As face of hunger changes, food bank helps more and more people

Photo: WKRN

HERMITAGE, Tenn. (WKRN) – Calling Hermitage her home, Emily Bautista is a stay-at-home mother to her four young children.

“They mean everything to me,” Bautista said. “I will do anything for them.”

While Bautista takes care of the children, her husband works construction jobs.

At times though, her husband finds himself between jobs, and she is unable to keep steady employment because there is no one else to watch her children.

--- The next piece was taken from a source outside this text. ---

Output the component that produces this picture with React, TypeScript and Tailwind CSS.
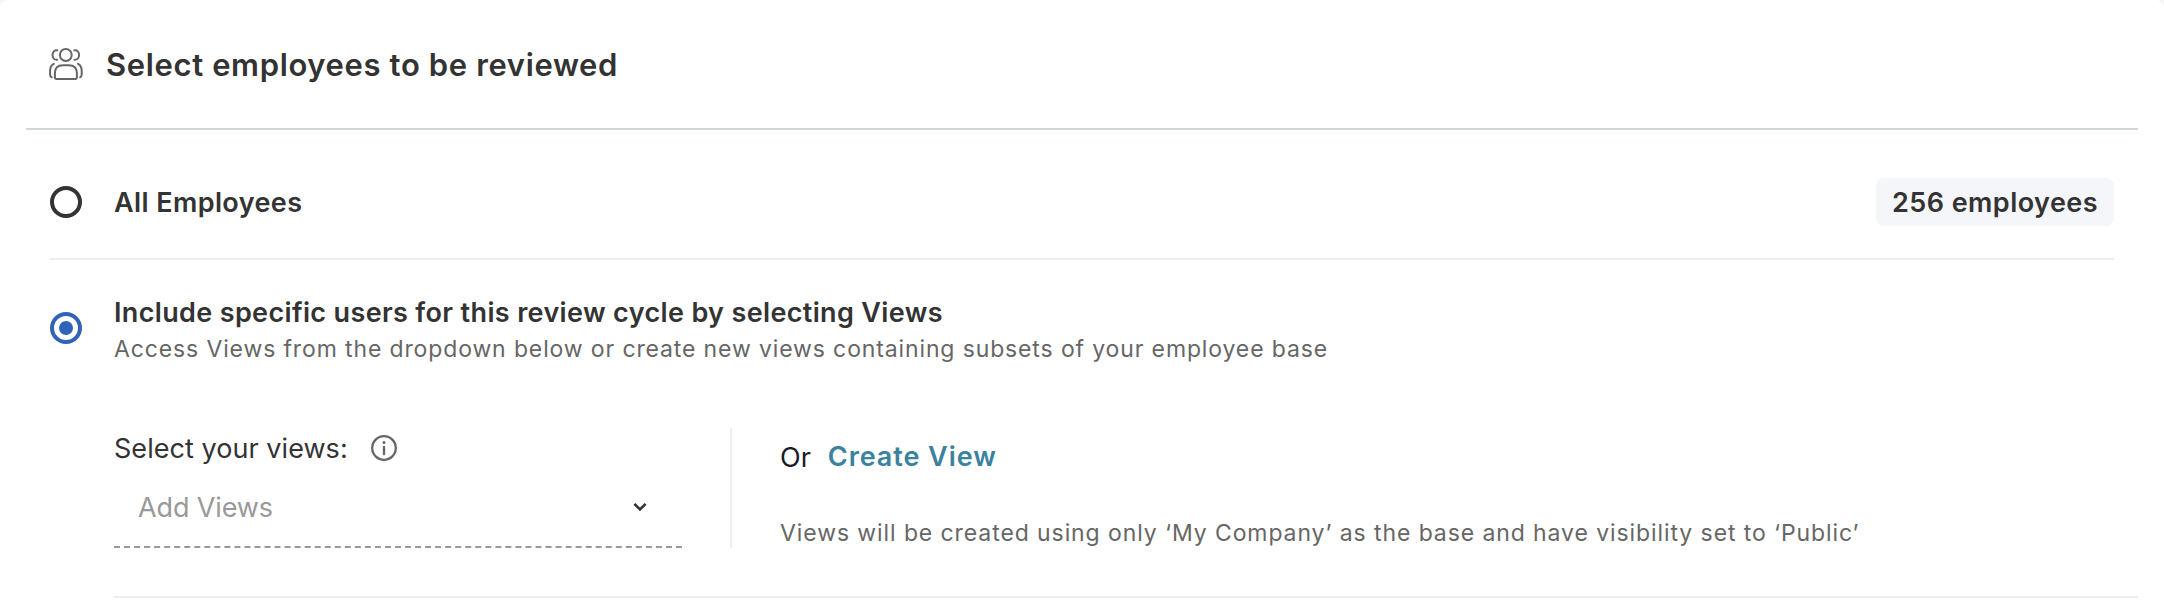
import type { ReactNode } from "react";

function PeopleIcon() {
  return (
    <svg
      className="h-[34px] w-[34px] shrink-0"
      viewBox="0 0 34 34"
      fill="none"
      stroke="#666666"
      strokeWidth="2"
      strokeLinecap="round"
      strokeLinejoin="round"
    >
      <circle cx="16.8" cy="8" r="5.9" />
      {/* side heads */}
      <path d="M8.2 3.3C5.4 3 3.5 5 3.5 8C3.5 11 5.4 13 8.2 12.7" />
      <path d="M25.4 3.3C28.2 3 30.1 5 30.1 8C30.1 11 28.2 13 25.4 12.7" />
      {/* bodies */}
      <path d="M14 18.2H19.7C24.8 18.2 27.9 21 27.9 26V30.2C27.9 31.3 27.3 31.9 26.2 31.9H7.6C6.5 31.9 5.9 31.3 5.9 30.2V26C5.9 21 9 18.2 14 18.2Z" />
      <path d="M4.8 16.8C2.3 18 1.1 20.4 1.1 23.6V27.4C1.1 28.8 1.6 29.8 2.7 30.3" />
      <path d="M29 16.8C31.5 18 32.7 20.4 32.7 23.6V27.4C32.7 28.8 32.2 29.8 31.1 30.3" />
    </svg>
  );
}

function InfoIcon() {
  return (
    <svg className="h-[26px] w-[26px]" viewBox="0 0 26 26" fill="none">
      <circle cx="13" cy="13" r="11.8" stroke="#666666" strokeWidth="2.3" />
      <circle cx="13" cy="7.6" r="1.5" fill="#666666" />
      <path d="M13 12V19" stroke="#666666" strokeWidth="2.4" strokeLinecap="round" />
    </svg>
  );
}

function Radio({ checked = false }: { checked?: boolean }) {
  return (
    <span
      className={`flex h-8 w-8 shrink-0 items-center justify-center rounded-full border-4 ${
        checked ? "border-[#3063b8]" : "border-[#333333]"
      }`}
    >
      {checked && <span className="h-[14px] w-[14px] rounded-full bg-[#3063b8]" />}
    </span>
  );
}

function Hint({ children }: { children: ReactNode }) {
  return <p className="text-[23px] leading-8 text-[#666666]">{children}</p>;
}

export default function App() {
  return (
    <div className="h-[614px] w-full bg-[#f5f5f5] font-['Inter',sans-serif] text-[#333333]">
      <section className="h-full rounded-t-lg bg-white">
        {/* Heading */}
        <header className="mx-[26px] flex h-[130px] items-center gap-[23px] border-b-2 border-[#d2d6dc] pl-[23px]">
          <PeopleIcon />
          <h1 className="pt-[3px] text-[31px] font-semibold tracking-[0.63px]">
            Select employees to be reviewed
          </h1>
        </header>

        {/* All employees */}
        <div className="mx-[50px] flex h-[130px] items-center border-b-2 border-[#ebeff4] pt-4">
          <Radio />
          <span className="ml-8 pt-0.5 text-[27px] font-semibold tracking-[0.4px]">All Employees</span>
          <span className="ml-auto flex h-12 items-center rounded-lg bg-[#f5f6f9] px-4 pt-0.5 text-[27px] font-semibold tracking-[0.45px]">
            256 employees
          </span>
        </div>

        {/* Specific users */}
        <div className="ml-[50px] flex items-start pt-[34px]">
          <div className="pt-[18px]">
            <Radio checked />
          </div>
          <div className="ml-8">
            <h2 className="pt-px text-[27px] leading-9 font-semibold tracking-[0.35px]">
              Include specific users for this review cycle by selecting Views
            </h2>
            <div className="pt-0.5 tracking-[0.87px]">
              <Hint>
                Access Views from the dropdown below or create new views containing subsets of your employee base
              </Hint>
            </div>
          </div>
        </div>

        <div className="mr-[26px] ml-[114px] flex border-b-2 border-[#ebeff4] pt-[63px] pb-12">
          <div className="w-[568px]">
            <div className="flex h-10 items-center gap-[23px]">
              <label className="pt-0.5 text-[27px] tracking-[0.05px]">Select your views:</label>
              <InfoIcon />
            </div>
            <div className="flex h-20 items-center justify-between border-b-2 border-dashed border-[#999999] pr-[35px] pl-6">
              <span className="pt-0.5 text-[27px] tracking-[-0.12px] text-[#999999]">Add Views</span>
              <svg className="h-[10px] w-[14px]" viewBox="0 0 14 10" fill="none">
                <path d="M1.4 1.8L7 7.4L12.6 1.8" stroke="#333333" strokeWidth="2.6" />
              </svg>
            </div>
          </div>

          <div className="ml-12 flex h-[120px] flex-col border-l-2 border-[#ebeff4] pt-2.5 pl-12">
            <div className="flex h-10 items-center gap-[17px] text-[27px]">
              <span className="text-[#1a1a2b]">Or</span>
              <a href="#" className="pb-px font-semibold tracking-[0.93px] text-[#3a829e]">
                Create View
              </a>
            </div>
            <div className="pt-[39px] tracking-[0.91px]">
              <Hint>
                Views will be created using only ‘My Company’ as the base and have visibility set to ‘Public’
              </Hint>
            </div>
          </div>
        </div>
      </section>
    </div>
  );
}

“It’s just been hard to financially take care of our kids,” Bautista said. “There’s been times where it’s just rice and beans, and there’s times where there’s no milk and there’s only water, or there’s no water but there’s a small cup of juice that everybody can share. There have been nights where we weren’t able to feed our kids at all.”

As Bautista struggled to find the next meal for her family, she stumbled upon a place in Hermitage called Grace Place, a pantry run by Charles Hood.

Grace Place allows people living in five zip codes, including, 37013, 37076, 37122, 37138 and 37214 to get needed food and supplies, once a month.

Emily Bautista (Photo: WKRN)

“The need that people have is incredible here in this area,” Hood said.

In 2014, the pantry helped 372 households. That number more than doubled in 2015 to 878. By 2016, Hood and his pantry were helping an estimated 1,500 households.

“The faces of hunger have changed over the years. You see more young people now,” Hood said. “I see a lot of people that have lost jobs. I see a lot of people that have lost spouses.”

He continued, “We had one gentleman that came through here. The two weeks prior to him coming to us, he had lived on one pack of meat and two packs of sweet rolls. That’s all he’d had for two weeks.”

Charles Hood (Photo: WKRN)

Bautista calls Grace Place her saving grace, but she worries other mothers in her position are too scared to seek out help.

For them, she has a message.

“Food is literally the number on essential and for someone to not be able to have food in their home, they feel degraded. They feel they’re not worth anything,” Bautista said. “Hunger is hunger. Everybody has to eat.”